Perché questa è la verità che interessa all’uomo: Dio l’ha amato a tal punto
che il Suo Figlio si è sacrificato perché quell’amore potesse risplendere e
costituire la radice di dignità e di vita per l’umanità. Guardare a quel
‘Trafitto’ significa essere conquistati dall’offerta di alleanza di Dio che
sovranamente regna su tutto, attraversando ogni peccato e miseria,
oltrepassando ogni manchevolezza e timore, vincendo ogni resistenza e paura;
alleanza, che si traduce in desiderio di fraternità, dove ormai non si tratta
più di attirare a me le simpatie del Re, che è già tutto dalla mia parte, ma di
condividere con lui i suoi sentimenti verso l’umanità intera. Posso chiamare
mio il mio Re, quando rispetto a tutti sono soltanto servo perché condivido
ormai il suo segreto, che è il suo desiderio di intimità con tutti i suoi figli
finalmente realizzato.
C’è però anche un altro aspetto che
merita attenzione. Nella colletta della festa di oggi, ultima domenica
dell’anno liturgico, chiediamo di comprendere che servire è regnare. Lo
chiediamo perché toccati dallo splendore della ‘regalità’ di Cristo. La realtà
che esprime questo ‘servire/regnare’ partecipa delle stesse caratteristiche del
regno di cui parla Gesù: “il mio regno
non è di questo mondo”. Ciò significa che quell’amore che risplende in
verità è destinato a trasfigurare questo mondo, ma non proviene da questo
mondo, non trova la sua radice in questo mondo. Perciò non può modellare su
questo mondo la sua realizzazione, non può trovare in questo mondo la
giustificazione evidente.

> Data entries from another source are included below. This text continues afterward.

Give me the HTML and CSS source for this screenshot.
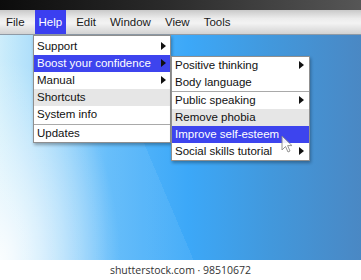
FILE: index.html
```html
<!DOCTYPE html>
<html lang="en">
<head>
    <meta charset="UTF-8">
    <title>Help menu</title>
    <link rel="stylesheet" href="styles.css">
</head>
<body>
    <div class="screen">
        <div class="titlebar"></div>
        <nav class="menubar">
            <span class="menubar-item">File</span>
            <span class="menubar-item active">Help</span>
            <span class="menubar-item">Edit</span>
            <span class="menubar-item">Window</span>
            <span class="menubar-item">View</span>
            <span class="menubar-item">Tools</span>
        </nav>
        <div class="desktop"></div>

        <ul class="menu menu-main">
            <li class="menu-item has-sub">Support</li>
            <li class="menu-item has-sub selected">Boost your confidence</li>
            <li class="menu-item has-sub">Manual</li>
            <li class="menu-item hover">Shortcuts</li>
            <li class="menu-item">System info</li>
            <li class="separator"></li>
            <li class="menu-item">Updates</li>
        </ul>

        <ul class="menu menu-sub">
            <li class="menu-item has-sub">Positive thinking</li>
            <li class="menu-item">Body language</li>
            <li class="separator"></li>
            <li class="menu-item has-sub">Public speaking</li>
            <li class="menu-item hover">Remove phobia</li>
            <li class="menu-item selected">Improve self-esteem</li>
            <li class="menu-item has-sub">Social skills tutorial</li>
        </ul>

        <svg class="cursor" width="12" height="18" viewBox="0 0 12 18">
            <path d="M1 1 L1 15 L4.5 11.5 L7 17 L9 16 L6.6 10.6 L11 10.6 Z" fill="#fff" stroke="#8a8a8a" stroke-width="1"/>
        </svg>
    </div>
    <footer class="credit">shutterstock.com · 98510672</footer>
</body>
</html>
```

FILE: styles.css
```css
body {
    margin: 0;
    width: 361px;
    height: 280px;
    overflow: hidden;
    background: #fff;
    font-family: 'Liberation Sans', Arial, sans-serif;
}

.screen {
    position: relative;
    height: 260px;
    display: flex;
    flex-direction: column;
}

.titlebar {
    height: 10px;
    background: linear-gradient(90deg, #0c0c0c, #2a2a2a 45%, #565656);
}

.menubar {
    height: 24px;
    display: flex;
    align-items: stretch;
    gap: 6px;
    padding-left: 2px;
    background: linear-gradient(#c9c9c9, #ececec 35%, #f3f3f3 55%, #d2d2d2);
    border-bottom: 1px solid #8e9aa6;
}

.menubar-item {
    display: flex;
    align-items: center;
    padding: 0 4px;
    font-size: 11.5px;
    color: #1a1a1a;
}

.menubar-item.active {
    background: #3b3ff0;
    color: #fff;
}

.desktop {
    flex: 1;
    background:
        linear-gradient(67deg, rgba(255, 255, 255, 0.07) 42.4%, rgba(255, 255, 255, 0) 42.4%),
        radial-gradient(ellipse 120px 200px at 0% 100%, rgba(255, 255, 255, 0.9), rgba(255, 255, 255, 0)),
        linear-gradient(90deg, #c9ecfb, #92d2fa 15%, #5cb9fa 30%, #3ca8f8 52%, #4298dc 75%, #4a88c4);
}

.menu {
    position: absolute;
    margin: 0;
    padding: 0;
    list-style: none;
    background: #fff;
    border: 1px solid #8f8f8f;
    box-shadow: 1px 2px 3px rgba(0, 0, 0, 0.3);
}

.menu-main {
    left: 33px;
    top: 35px;
    width: 136px;
    padding-top: 2px;
}

.menu-sub {
    left: 171px;
    top: 56px;
    width: 137px;
}

.menu-item {
    position: relative;
    height: 17px;
    line-height: 17px;
    padding-left: 3px;
    font-size: 11.5px;
    color: #111;
    white-space: nowrap;
}

.menu-item.hover {
    background: #e6e6e6;
}

.menu-item.selected {
    background: #3d44ee;
    color: #fff;
}

.menu-item.has-sub::after {
    content: '';
    position: absolute;
    right: 4px;
    top: 4px;
    border-left: 5px solid #111;
    border-top: 4.5px solid transparent;
    border-bottom: 4.5px solid transparent;
}

.menu-sub .menu-item.has-sub::after {
    right: 5px;
}

.separator {
    height: 1px;
    background: #a9a9a9;
}

.menu-main .separator {
    margin-top: 1px;
}

.cursor {
    position: absolute;
    left: 281px;
    top: 135px;
    opacity: 0.9;
}

.credit {
    height: 20px;
    line-height: 20px;
    text-align: center;
    font-family: 'Open Sans', sans-serif;
    font-size: 10.5px;
    color: #333;
}
```
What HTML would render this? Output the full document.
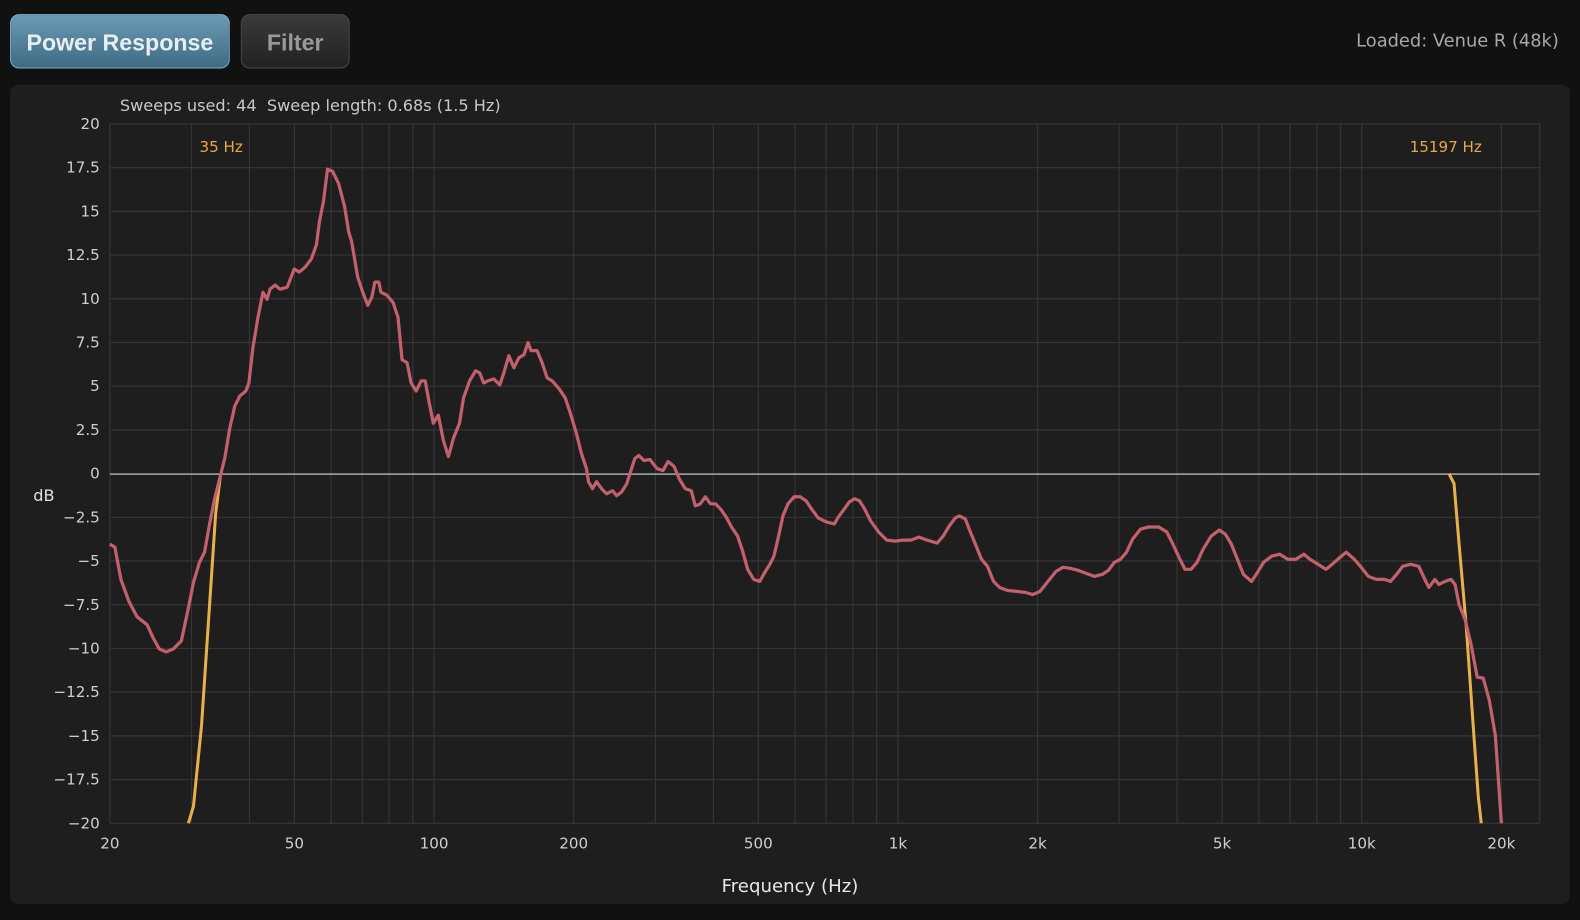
<!DOCTYPE html>
<html><head><meta charset="utf-8"><style>
body{margin:0;background:#111;width:1580px;height:920px;overflow:hidden;font-family:"Liberation Sans",sans-serif}
#w{position:absolute;left:0;top:0;width:1568px;height:913px;transform:scale(1.00765);transform-origin:0 0}
.btn{position:absolute;top:14px;height:54px;border-radius:9px;font-weight:bold;font-size:23px;line-height:54px;text-align:center;box-sizing:border-box}
#b1{left:10px;width:218px;background:linear-gradient(#6b9bb3,#3f6a83);border:1.5px solid #7fb0c8;color:#e8eef2}
#b2{left:239px;width:108px;background:linear-gradient(#3a3a3a,#222);border:1.5px solid #4a4a4a;color:#9a9a9a}
#ld{position:absolute;right:21px;top:31px;color:#a8a8a8;font-size:17.7px;font-family:"DejaVu Sans",sans-serif}
#panel{position:absolute;left:10px;top:84px;width:1548px;height:813px;background:#1e1e1e;border-radius:8px}
svg{position:absolute;left:0;top:0}
</style></head><body><div id="w">
<div class="btn" id="b1">Power Response</div>
<div class="btn" id="b2">Filter</div>
<div id="ld">Loaded: Venue R (48k)</div>
<div id="panel"></div>
<svg width="1568" height="913" font-family="DejaVu Sans, sans-serif">
<g stroke="#353535" stroke-width="1.2" id="g"></g>
<text x="119" y="110" fill="#c8c8c8" font-size="16">Sweeps used: 44&#160; Sweep length: 0.68s (1.5 Hz)</text>
<text x="198" y="151" fill="#e8a84a" font-size="15">35 Hz</text>
<text x="1399" y="151" fill="#e8a84a" font-size="15">15197 Hz</text>
<text x="33" y="497" fill="#e0e0e0" font-size="16">dB</text>
<text x="784" y="885" fill="#e8e8e8" font-size="18" text-anchor="middle">Frequency (Hz)</text>
<g id="lab" fill="#cfcfcf" font-size="15"></g>
<line x1="109" y1="470.5" x2="1528" y2="470.5" stroke="#bdbdbd" stroke-width="1.2"/>
<polyline fill="none" stroke="#e8b04a" stroke-width="3" points="187,817 192,800 200,720 208,600 214,510 219,470"/>
<polyline fill="none" stroke="#e8b04a" stroke-width="3" points="1438,470 1443,480 1448,540 1455,620 1462,720 1467,790 1470,817"/>
<polyline fill="none" stroke="#c4606e" stroke-width="3.2" stroke-linejoin="round" points="109,540 114,543 120,575 128,597 136,612 146,620 152,633 158,644 165,647 172,644 180,636 186,608 192,578 198,558 203,548 208,520 213,495 218,475 223,455 228,425 233,403 238,393 244,388 247,380 251,345 256,315 261,290 265,297 268,287 273,283 278,287 285,285 292,267 297,270 303,265 309,257 314,243 317,220 321,200 325,168 330,170 336,182 342,205 346,230 349,240 355,275 360,290 365,303 369,295 372,280 376,280 378,290 384,293 390,300 395,315 399,357 404,360 408,380 413,388 418,378 422,378 426,400 430,420 435,412 440,437 445,453 450,435 456,420 460,395 466,378 472,368 476,370 480,380 484,378 490,376 496,382 500,370 505,353 510,365 515,355 520,352 524,340 527,348 533,348 538,360 543,375 548,378 555,386 561,395 566,410 572,430 577,450 582,465 584,478 588,485 592,478 597,485 602,490 608,487 612,492 617,488 622,480 630,455 634,452 639,457 645,456 652,465 658,467 663,458 669,463 674,475 680,485 686,487 690,502 695,500 700,493 705,500 710,500 715,505 720,512 726,523 732,532 737,547 742,565 748,575 754,577 759,568 764,560 768,552 772,535 777,512 782,500 788,493 794,493 800,497 806,506 812,514 820,518 828,520 832,513 838,505 843,498 848,495 853,497 858,505 864,517 872,528 880,536 888,537 896,536 904,536 912,533 920,536 930,539 936,532 942,522 948,514 952,512 958,515 963,528 968,540 974,555 980,562 986,577 992,583 1000,586 1010,587 1018,588 1025,590 1032,587 1040,577 1048,567 1055,563 1062,564 1070,566 1078,569 1086,572 1094,570 1100,566 1106,558 1112,555 1118,548 1124,535 1132,525 1140,523 1150,523 1158,528 1164,540 1170,553 1176,565 1182,565 1188,558 1194,545 1202,532 1210,526 1216,530 1222,540 1228,555 1234,570 1242,577 1248,568 1254,558 1262,552 1270,550 1278,555 1286,555 1294,550 1300,555 1308,560 1316,565 1322,560 1330,553 1336,548 1344,555 1350,562 1358,572 1366,575 1374,575 1380,577 1386,570 1392,562 1400,560 1408,562 1414,575 1418,583 1424,575 1428,580 1434,577 1440,575 1444,580 1448,600 1454,615 1460,640 1466,672 1472,673 1478,695 1484,730 1490,817"/>
</svg>
</div>
<script>
var g=document.getElementById('g'),lab=document.getElementById('lab'),ns='http://www.w3.org/2000/svg';
function el(p,t,a,txt){var e=document.createElementNS(ns,t);for(var k in a)e.setAttribute(k,a[k]);if(txt)e.textContent=txt;p.appendChild(e);}
var fs=[20,30,40,50,60,70,80,90,100,200,300,400,500,600,700,800,900,1000,2000,3000,4000,5000,6000,7000,8000,9000,10000,20000];
fs.forEach(function(f){var x=109+460.33*Math.log10(f/20);el(g,'line',{x1:x,x2:x,y1:123,y2:817});});
el(g,'line',{x1:1528,x2:1528,y1:123,y2:817});
var fl={20:'20',50:'50',100:'100',200:'200',500:'500',1000:'1k',2000:'2k',5000:'5k',10000:'10k',20000:'20k'};
for(var f in fl){var x=109+460.33*Math.log10(f/20);el(lab,'text',{x:x,y:842,'text-anchor':'middle'},fl[f]);}
for(var i=0;i<=16;i++){var y=123+43.375*i;el(g,'line',{x1:109,x2:1528,y1:y,y2:y});var v=20-2.5*i;el(lab,'text',{x:99,y:y+5,'text-anchor':'end'},(v<0?'\u2212'+(-v):''+v));}
</script>
</body></html>
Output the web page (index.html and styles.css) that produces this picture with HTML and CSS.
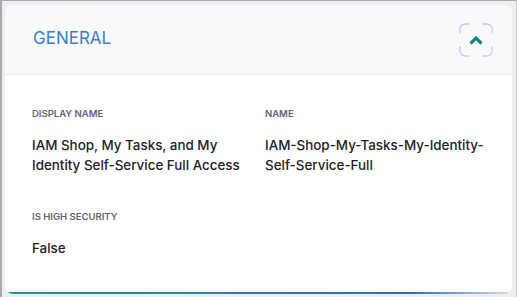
FILE: index.html
```html
<!DOCTYPE html>
<html>
<head>
<meta charset="utf-8">
<link rel="stylesheet" href="styles.css">
</head>
<body>
<div class="frame">
  <div class="card">
    <div class="header">
      <h2 class="title">GENERAL</h2>
      <button class="toggle" aria-label="Collapse">
        <svg width="34" height="34" viewBox="0 0 34 34">
          <defs>
            <linearGradient id="g" x1="0" y1="0" x2="1" y2="1">
              <stop offset="0" stop-color="#c4b8ef"/>
              <stop offset="1" stop-color="#e2c8f0"/>
            </linearGradient>
          </defs>
          <g fill="none" stroke="url(#g)" stroke-width="1.3" stroke-linecap="round">
            <path d="M1 10 V6 A5 5 0 0 1 6 1 H10"/>
            <path d="M24 1 H28 A5 5 0 0 1 33 6 V10"/>
            <path d="M33 24 V28 A5 5 0 0 1 28 33 H24"/>
            <path d="M10 33 H6 A5 5 0 0 1 1 28 V24"/>
          </g>
          <path d="M11.5 20.5 L17 15 L22.5 20.5" fill="none" stroke="#17857f" stroke-width="3.2" stroke-linecap="butt" stroke-linejoin="miter"/>
        </svg>
      </button>
    </div>
    <div class="body">
      <div class="field">
        <div class="label">DISPLAY NAME</div>
        <div class="value">IAM Shop, My Tasks, and My Identity Self-Service Full Access</div>
      </div>
      <div class="field">
        <div class="label">NAME</div>
        <div class="value">IAM-Shop-My-Tasks-My-Identity-Self-Service-Full</div>
      </div>
      <div class="field">
        <div class="label">IS HIGH SECURITY</div>
        <div class="value">False</div>
      </div>
    </div>
  </div>
</div>
</body>
</html>
```

FILE: styles.css
```css
html, body {
  margin: 0;
  padding: 0;
  background: #ffffff;
}

.frame {
  box-sizing: border-box;
  width: 517px;
  height: 297px;
  border-left: 2px solid #a9a9a9;
  border-top: 1px solid #a9a9a9;
  border-right: 1px solid #c9c9c9;
  background: #eceef1;
  padding: 4px 4px 3px 3px;
  display: flex;
  flex-direction: column;
  font-family: Inter, "Noto Sans", sans-serif;
}

.card {
  flex: 1;
  border-radius: 8px;
  overflow: hidden;
  display: flex;
  flex-direction: column;
  background-color: #ffffff;
  background-image: linear-gradient(90deg, #1f9a86, #2f6fb0 80%, #d8dde3);
  background-size: 100% 2px;
  background-repeat: no-repeat;
  background-position: bottom;
  padding-bottom: 2px;
}

.header {
  height: 69px;
  background: #f9f9fc;
  border-bottom: 1px solid #e7e8ec;
  border-radius: 8px 8px 0 0;
  display: flex;
  align-items: center;
  justify-content: space-between;
  padding: 0 19px 0 28px;
}

.title {
  margin: 0 0 3px 0;
  font-size: 17px;
  font-weight: 400;
  color: #3b7fc4;
}

.toggle {
  border: 0;
  padding: 0;
  margin: 0;
  background: transparent;
  width: 34px;
  height: 34px;
  display: block;
}

.toggle svg {
  display: block;
}

.body {
  flex: 1;
  border-radius: 0 0 8px 8px;
  background: #ffffff;
  display: grid;
  grid-template-columns: 233px 1fr;
  row-gap: 36px;
  padding: 33px 8px 0 27px;
  align-content: start;
}

.label {
  font-size: 9.5px;
  font-weight: 600;
  color: #5e6470;
  line-height: 12px;
}

.value {
  margin-top: 15px;
  font-size: 13.4px;
  font-weight: 500;
  color: #1d2127;
  line-height: 20px;
  padding-right: 4px;
}
```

Eppure quell’amore esprime la verità del mondo nel
senso che lo apre e lo porta al compimento agognato. Così tutti gli amori di
questo mondo non sono che ombra di quella carità divina a cui in ultima analisi
rimandano, come tutti i poteri di questo mondo sono ombra del potere in verità
di Dio sul quale sono misurati. Quando i vari poteri ed i vari amori distolgono
da quella carità divina rinnegano le fonti stesse della loro legittimità e
diventano causa di tormento, sebbene i cuori non cessino segretamente di
anelare sempre, nonostante tutto, a quella carità divina che sola rende ragione
dei loro desideri. E’ secondo questa tensione che va compresa l’esortazione:
“aprite le porte al Signore: entri il re della gloria”, il Cristo Signore.